The LAO’s report, “Perspectives on Helping Low-Income Californians Afford Housing,” suggested that increasing market-rate development through various deregulation measures is the best means for increasing housing affordability and thus preventing displacement. Widely circulated since its release, the LAO report has been used as justification for some radical proposals at the state and local level that could undermine long-standing affordable housing and community development policies in San Francisco.
This report has gone largely uncontested until now. UC Berkeley researchers Dr. Miriam Zuk and Professor Karen Chapple have evaluated the LAO analysis, and found that it is based on incomplete data and models. Their report, “Housing Production, Filtering, and Displacement: Untangling the Relationships,” tests the LAO’s analysis by correcting for these omissions and errors, and finds very different results, including:
- Affordable housing is still our best strategy, as it is over twice as effective as market-rate housing at preventing displacement: “for every one subsidized unit, we would need to produce two or more market-rate units to have the same reduction in displacement pressure” (p. 4).

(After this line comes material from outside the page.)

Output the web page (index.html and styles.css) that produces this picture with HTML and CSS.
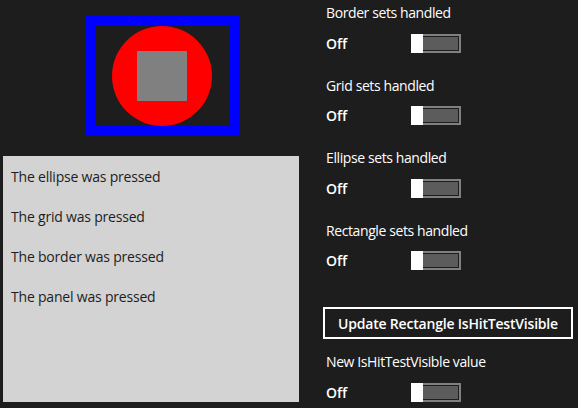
FILE: index.html
```
<!DOCTYPE html>
<html>
<head>
<meta charset="utf-8">
<link rel="stylesheet" href="styles.css">
</head>
<body>
<div class="page">
  <div class="left">
    <div class="frame">
      <div class="ellipse"><div class="square"></div></div>
    </div>
    <div class="panel">
      <p>The ellipse was pressed</p>
      <p>The grid was pressed</p>
      <p>The border was pressed</p>
      <p>The panel was pressed</p>
    </div>
  </div>
  <div class="right">
    <div class="group">
      <div class="label">Border sets handled</div>
      <div class="row"><span class="state">Off</span><div class="toggle"><div class="fill"></div><div class="thumb"></div></div></div>
    </div>
    <div class="group">
      <div class="label">Grid sets handled</div>
      <div class="row"><span class="state">Off</span><div class="toggle"><div class="fill"></div><div class="thumb"></div></div></div>
    </div>
    <div class="group">
      <div class="label">Ellipse sets handled</div>
      <div class="row"><span class="state">Off</span><div class="toggle"><div class="fill"></div><div class="thumb"></div></div></div>
    </div>
    <div class="group">
      <div class="label">Rectangle sets handled</div>
      <div class="row"><span class="state">Off</span><div class="toggle"><div class="fill"></div><div class="thumb"></div></div></div>
    </div>
    <button class="btn">Update Rectangle IsHitTestVisible</button>
    <div class="group last">
      <div class="label">New IsHitTestVisible value</div>
      <div class="row"><span class="state">Off</span><div class="toggle"><div class="fill"></div><div class="thumb"></div></div></div>
    </div>
  </div>
</div>
</body>
</html>
```

FILE: styles.css
```
html, body {
  margin: 0;
  padding: 0;
  background: #1d1d1d;
}
body {
  font-family: "Open Sans", "Noto Sans", sans-serif;
  width: 578px;
  height: 408px;
  overflow: hidden;
}
.page {
  display: flex;
  align-items: flex-start;
}
.left {
  width: 299px;
  display: flex;
  flex-direction: column;
}
.frame {
  box-sizing: border-box;
  width: 154px;
  height: 120px;
  margin: 16px 0 0 85px;
  border: 10px solid #0000ff;
  display: flex;
  justify-content: center;
}
.ellipse {
  width: 100px;
  height: 100px;
  border-radius: 50%;
  background: #ff0000;
  display: flex;
  align-items: center;
  justify-content: center;
}
.square {
  width: 50px;
  height: 50px;
  background: #808080;
}
.panel {
  box-sizing: border-box;
  margin: 20px 0 0 3px;
  width: 296px;
  height: 246px;
  background: #d3d3d3;
  padding: 11px 0 0 8px;
  display: flex;
  flex-direction: column;
  gap: 20px;
}
.panel p {
  margin: 0;
  font-size: 14px;
  line-height: 20px;
  letter-spacing: -0.2px;
  color: #1d1d1d;
}
.right {
  margin-left: 27px;
  padding-top: 3px;
  display: flex;
  flex-direction: column;
}
.group {
  display: flex;
  flex-direction: column;
  gap: 10px;
  margin-bottom: 22.6px;
}
.label {
  font-size: 14px;
  line-height: 20px;
  letter-spacing: -0.4px;
  color: #ffffff;
}
.row {
  display: flex;
  align-items: center;
  height: 20px;
}
.state {
  width: 85px;
  font-size: 14px;
  font-weight: 600;
  color: #ffffff;
}
.toggle {
  position: relative;
  box-sizing: border-box;
  width: 50px;
  height: 19px;
  border: 2px solid #808080;
  padding: 1px;
}
.fill {
  width: 100%;
  height: 100%;
  background: #5c5c5c;
}
.thumb {
  position: absolute;
  left: -2px;
  top: -2px;
  width: 12px;
  height: 19px;
  background: #ffffff;
}
.btn {
  box-sizing: border-box;
  width: 250px;
  height: 32px;
  margin: 14px 0 13px -3px;
  background: transparent;
  border: 2px solid #ffffff;
  color: #ffffff;
  font-family: "Open Sans", "Noto Sans", sans-serif;
  font-size: 14px;
  font-weight: 600;
  letter-spacing: -0.2px;
  padding: 0;
}
.group.last {
  margin-bottom: 0;
}
```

- Market-rate housing becomes less effective at reducing displacement over time. The Berkeley researchers conclude that “the effectiveness of market-rate housing in mitigating displacement seems to diminish as more market-rate housing is built in a subsequent decade…this result suggests that over time, the construction of market-rate housing may have a catalytic effect on a neighborhood, increasing attractiveness to upper-income residents, rather than a protective effect of filtering” (p. 6).
- The LAO report presents an incomplete picture of “filtering,” which it cites as the key way market-rate housing prevents displacement. In fact, filtering of market-rate units cannot address our current housing crisis, as it takes many years for these units to “filter down” to middle- and low-income households (approximately 50 years for households making 50% of median income), and even once middle- and low-income households can access these units, they may not be habitable or affordable to them (p. 4).
- Though it may reduce displacement at the regional level, new development has little impact on displacement at the local or neighborhood level, again providing strong evidence that “production alone cannot solve the displacement problem” (p. 8). Instead, the report concludes that we need strong preservation and tenant-protection policies to help with the displacement crisis on the local level.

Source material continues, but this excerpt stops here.